A Letter to Youth Workers. . . (aka “Theologians”) . . .

“We’re not going to be talking about theology here.” I’ve heard that statement uttered many times as a preface to a youth ministry training session. I’m not sure that maybe I haven’t said something like that myself on occasion. If so, please forgive me. I don’t ever want to say it again.

Theology matters. If ministry practices are suggested after being preceded by a statement like “This isn’t about theology”. . . well . . .RUN!! Theology is about a God who has established an order and parameters within which human beings  are able to flourish rather than perish.
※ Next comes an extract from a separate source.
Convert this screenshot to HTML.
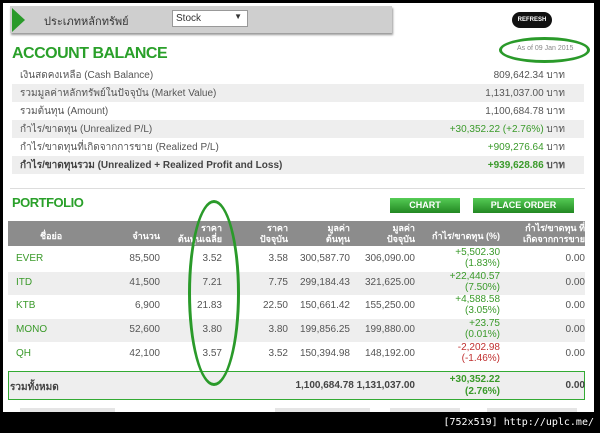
<!DOCTYPE html>
<html><head><meta charset="utf-8"><style>
*{margin:0;padding:0;box-sizing:border-box}
body{width:600px;height:433px;background:#000;position:relative;overflow:hidden;font-family:"Liberation Sans","Noto Sans CJK SC",sans-serif;font-size:10px;color:#555}
.a{position:absolute;white-space:nowrap}
.g{color:#3a9a2a}
.r{color:#c03030}
</style></head><body>
<div class="a" style="left:3px;top:3px;width:591px;height:409px;background:#fff"></div>
<div class="a" style="left:10px;top:6px;width:382px;height:27px;background:#cfcfcf;box-shadow:1px 2px 2px #999"></div>
<div class="a" style="left:12px;top:8px;width:0;height:0;border-top:12px solid transparent;border-bottom:12px solid transparent;border-left:13px solid #2a9a2a"></div>
<div class="a" style="left:44px;top:12px;font-size:11px;color:#333">ประเภทหลักทรัพย์</div>
<div class="a" style="left:172px;top:10px;width:76px;height:17px;background:#fff;border:1px solid #999;font-size:10px;padding:2px 3px;color:#333">Stock<span style="position:absolute;right:5px;top:1px;font-size:8px">▼</span></div>
<div class="a" style="left:512px;top:12px;width:40px;height:16px;background:#111;border-radius:8px;color:#fff;font-size:6px;font-weight:bold;text-align:center;line-height:16px">REFRESH</div>
<div class="a g" style="left:12px;top:45px;font-size:16px;font-weight:bold;color:#2aa02a;letter-spacing:-0.5px">ACCOUNT BALANCE</div>
<div class="a" style="left:517px;top:45px;font-size:7px;color:#888">As of 09 Jan 2015</div>
<div class="a" style="left:499px;top:37px;width:91px;height:26px;border:3px solid #2a9a2a;border-radius:50%"></div>
<div class="a" style="left:12px;top:84px;width:572px;height:18px;background:#eee"></div>
<div class="a" style="left:12px;top:120px;width:572px;height:18px;background:#eee"></div>
<div class="a" style="left:12px;top:156px;width:572px;height:18px;background:#eee"></div>
<div class="a" style="left:20px;top:68px">เงินสดคงเหลือ (Cash Balance)</div>
<div class="a" style="left:20px;top:86px">รวมมูลค่าหลักทรัพย์ในปัจจุบัน (Market Value)</div>
<div class="a" style="left:20px;top:104px">รวมต้นทุน (Amount)</div>
<div class="a" style="left:20px;top:122px">กำไร/ขาดทุน (Unrealized P/L)</div>
<div class="a" style="left:20px;top:140px">กำไร/ขาดทุนที่เกิดจากการขาย (Realized P/L)</div>
<div class="a" style="left:20px;top:158px;font-weight:bold;color:#444">กำไร/ขาดทุนรวม (Unrealized + Realized Profit and Loss)</div>
<div class="a" style="right:35px;top:68px;text-align:right">809,642.34 บาท</div>
<div class="a" style="right:35px;top:86px">1,131,037.00 บาท</div>
<div class="a" style="right:35px;top:104px">1,100,684.78 บาท</div>
<div class="a" style="right:35px;top:122px"><span class="g">+30,352.22 (+2.76%)</span> บาท</div>
<div class="a" style="right:35px;top:140px"><span class="g">+909,276.64</span> บาท</div>
<div class="a" style="right:35px;top:158px;font-weight:bold"><span class="g">+939,628.86</span> บาท</div>
<div class="a" style="left:10px;top:188px;width:575px;height:1px;background:#ddd"></div>
<div class="a" style="left:12px;top:195px;font-size:13px;font-weight:bold;color:#2aa02a;letter-spacing:-0.5px">PORTFOLIO</div>
<div class="a" style="left:390px;top:198px;width:70px;height:15px;background:linear-gradient(#5c5,#282);color:#fff;font-size:9px;font-weight:bold;text-align:center;line-height:15px">CHART</div>
<div class="a" style="left:473px;top:198px;width:101px;height:15px;background:linear-gradient(#5c5,#282);color:#fff;font-size:9px;font-weight:bold;text-align:center;line-height:15px">PLACE ORDER</div>
<div class="a" style="left:8px;top:221px;width:577px;height:25px;background:#8c8c8c"></div>
<div style="color:#fff;font-weight:bold;font-size:9px">
<div class="a" style="left:40px;top:229px">ชื่อย่อ</div>
<div class="a" style="right:440px;top:229px">จำนวน</div>
<div class="a" style="right:378px;top:223px;text-align:right;line-height:11px">ราคา<br>ต้นทุนเฉลี่ย</div>
<div class="a" style="right:312px;top:223px;text-align:right;line-height:11px">ราคา<br>ปัจจุบัน</div>
<div class="a" style="right:250px;top:223px;text-align:right;line-height:11px">มูลค่า<br>ต้นทุน</div>
<div class="a" style="right:185px;top:223px;text-align:right;line-height:11px">มูลค่า<br>ปัจจุบัน</div>
<div class="a" style="right:100px;top:229px">กำไร/ขาดทุน (%)</div>
<div class="a" style="right:15px;top:223px;text-align:right;line-height:11px">กำไร/ขาดทุน ที่<br>เกิดจากการขาย</div>
</div>
<div class="a" style="left:8px;top:272px;width:577px;height:23px;background:#eee"></div>
<div class="a" style="left:8px;top:319px;width:577px;height:23px;background:#eee"></div>
<div id="rows"></div>
<div class="a" style="left:8px;top:371px;width:577px;height:29px;background:#eee;border:1px solid #3a3"></div>
<div class="a" style="left:10px;top:380px;font-weight:bold;color:#444">รวมทั้งหมด</div>
<div class="a" style="right:185px;top:380px;font-weight:bold;color:#444">1,100,684.78 1,131,037.00</div>
<div class="a g" style="right:100px;top:374px;font-weight:bold;text-align:right;line-height:12px">+30,352.22<br>(2.76%)</div>
<div class="a" style="right:15px;top:380px;font-weight:bold;color:#444">0.00</div>
<script>
var d=[["EVER","85,500","3.52","3.58","300,587.70","306,090.00","+5,502.30","(1.83%)"],["ITD","41,500","7.21","7.75","299,184.43","321,625.00","+22,440.57","(7.50%)"],["KTB","6,900","21.83","22.50","150,661.42","155,250.00","+4,588.58","(3.05%)"],["MONO","52,600","3.80","3.80","199,856.25","199,880.00","+23.75","(0.01%)"],["QH","42,100","3.57","3.52","150,394.98","148,192.00","-2,202.98","(-1.46%)"]];
var h="";d.forEach(function(r,i){var y=253+i*23.7;var c=r[6][0]=="-"?"r":"g";
h+='<div class="a g" style="left:16px;top:'+y+'px">'+r[0]+'</div>';
[[r[1],440],[r[2],378],[r[3],312],[r[4],250],[r[5],185],["0.00",15]].forEach(function(v){h+='<div class="a" style="right:'+v[1]+'px;top:'+y+'px">'+v[0]+'</div>'});
h+='<div class="a '+c+'" style="right:100px;top:'+(y-6)+'px;text-align:right;line-height:11px">'+r[6]+'<br>'+r[7]+'</div>';});
document.getElementById("rows").innerHTML=h;
</script>
<div class="a" style="left:188px;top:200px;width:52px;height:186px;border:3px solid #2a9a2a;border-radius:50%"></div>
<div class="a" style="left:20px;top:408px;width:95px;height:4px;background:#e5e5e5"></div>
<div class="a" style="left:275px;top:408px;width:95px;height:4px;background:#e5e5e5"></div>
<div class="a" style="left:390px;top:408px;width:70px;height:4px;background:#e5e5e5"></div>
<div class="a" style="left:487px;top:408px;width:90px;height:4px;background:#e5e5e5"></div>
<div class="a" style="right:6px;top:417px;color:#fff;font-family:'DejaVu Sans Mono',monospace;font-size:10px">[752x519] http://uplc.me/</div>
</body></html>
Youth ministry strategies and practices are always informed by theology. . . either theology that is done consciously (which increases the chances of it being good theology), or theology that is done unconsciously (which increases the chances of it being bad theology). Of course consciously-done theology can be erroneous, and unconsciously-done theology can be sound and spot-on. But to assume that youth ministry strategies, responses, and practices can be done without theology is just flat out wrong.
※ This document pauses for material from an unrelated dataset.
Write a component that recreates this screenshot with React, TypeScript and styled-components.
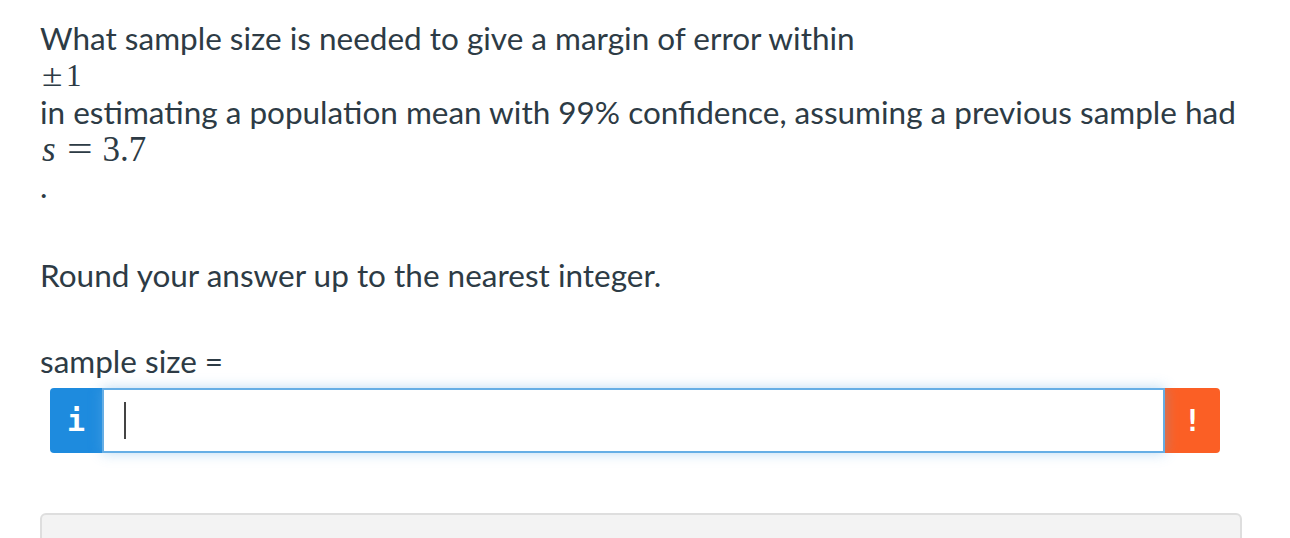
import styled, { createGlobalStyle } from "styled-components";

const GlobalStyle = createGlobalStyle`
    body {
        margin: 0;
        background: #fff;
        font-family: Lato, "Open Sans", sans-serif;
        color: #2d3b45;
    }
`;

const App = () => {
    return (
        <>
            <GlobalStyle />
            <Page>
                <Question>
                    <TextLine>What sample size is needed to give a margin of error within</TextLine>
                    <MathLine $size={31}>
                        <Op>±</Op>1
                    </MathLine>
                    <TextLine>in estimating a population mean with 99% confidence, assuming a previous sample had</TextLine>
                    <MathLine $size={35}>
                        <i>s</i>
                        <Rel>=</Rel>3.7
                    </MathLine>
                    <TextLine>.</TextLine>
                </Question>
                <Instruction>Round your answer up to the nearest integer.</Instruction>
                <Label>sample size =</Label>
                <InputGroup>
                    <AddonButton $tone="info">i</AddonButton>
                    <AnswerInput>
                        <Caret />
                    </AnswerInput>
                    <AddonButton $tone="warn">!</AddonButton>
                </InputGroup>
                <Panel />
            </Page>
        </>
    );
};

const Page = styled.main`
    padding: 20px 48px 0 40px;
    height: 538px;
    box-sizing: border-box;
    overflow: hidden;
`;
const Question = styled.div`
    font-size: 31.5px;
    line-height: 37px;
`;
const TextLine = styled.div``;
const MathLine = styled.div<{ $size: number }>`
    font-family: "Liberation Serif", "Times New Roman", serif;
    font-size: ${(p) => p.$size}px;
    line-height: 37px;
    padding-left: 2px;

    i {
        font-style: italic;
    }
`;
const Op = styled.span`
    display: inline-block;
    transform: scaleX(1.2);
    transform-origin: left center;
    margin-right: 7px;
`;
const Rel = styled.span`
    display: inline-block;
    transform: scaleX(1.3);
    margin: 0 13px 0 14px;
`;
const Instruction = styled.p`
    margin: 52px 0 0;
    font-size: 31.5px;
    line-height: 37px;
`;
const Label = styled.p`
    margin: 49px 0 0;
    font-size: 31.5px;
    line-height: 37px;
`;
const InputGroup = styled.div`
    display: flex;
    margin: 8px 0 0 10px;
    width: 1170px;
    height: 65px;
`;
const AddonButton = styled.div<{ $tone: "info" | "warn" }>`
    flex: 0 0 ${(p) => (p.$tone === "info" ? "52px" : "55px")};
    display: flex;
    align-items: center;
    justify-content: center;
    color: #fff;
    font-family: "DejaVu Sans Mono", monospace;
    font-weight: bold;
    font-size: 30px;
    background: ${(p) => (p.$tone === "info" ? "#1e8bde" : "#fb5f25")};
    border-radius: ${(p) => (p.$tone === "info" ? "4px 0 0 4px" : "0 4px 4px 0")};
`;
const AnswerInput = styled.div`
    flex: 1;
    display: flex;
    align-items: center;
    padding-left: 20px;
    border: 2px solid #66aee5;
    box-shadow: 0 0 12px rgba(102, 174, 229, 0.45);
    background: #fff;
    position: relative;
    z-index: 1;
`;
const Caret = styled.span`
    width: 2px;
    height: 37px;
    background: #444;
`;
const Panel = styled.div`
    margin-top: 60px;
    width: 1198px;
    height: 60px;
    background: #f3f3f3;
    border: 2px solid #dedede;
    border-radius: 6px;
`;

export default App;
Take for example what might be the most-pressing youth ministry issue we are facing today: developing ministry responses to the fast-changing cultural shifts regarding love, sex, marriage, and gender. Our youth ministry strategies, responses, and practices on these matters are always downstream from theology. . . whether we are paying attention to what’s upstream or not.

I recently read a fantastic and timely article on the importance of theology written by Kevin Vanhoozer in “First Things” magazine (August 2018). . . “Letter To An Aspiring Theologian: How To Speak of God Truly.” Read that title again. . . “Letter To An Aspiring Theologian: How To Speak of God Truly.” If you are doing youth ministry, you are an “aspiring theologian.” And, if you are doing youth ministry, your greatest responsibility is to “speak of God truly.”

Let me be blunt here. There’s been a slow side in our youth ministry world away from consciously doing theology first, into somewhat thoughtlessly embracing methodologies, practices, and strategies. And in our running first to the pragmatic, our youth ministries in the end might wind up being counter-productive. Each of us must hope that this isn’t true in our own case, because if it is, we will have nurtured kids into living lives that are compro-cultural rather than lives that our counter-cultural and glorifying to God.

That said, would you take some time to read and ponder Kevin Vanhoozer’s letter to you? . . .

I was delighted to receive your letter asking about the best route to becoming a theologian. Let me confess up front: I’m still in via myself. My business card should identify me not as research professor but perpetual pupil of theology, though if it did, you probably wouldn’t be writing to me. I need to underline the point: Theology is neither a nine-to-five job nor a career. To know and speak truly of God is a vocation that requires more than academic or professional qualifications. The image you should have in mind is not the professor with a tweed jacket, but rather the disciples who dropped everything to follow Jesus. Becoming a theologian means following God’s Word where it leads with all one’s mind, heart, soul, and strength.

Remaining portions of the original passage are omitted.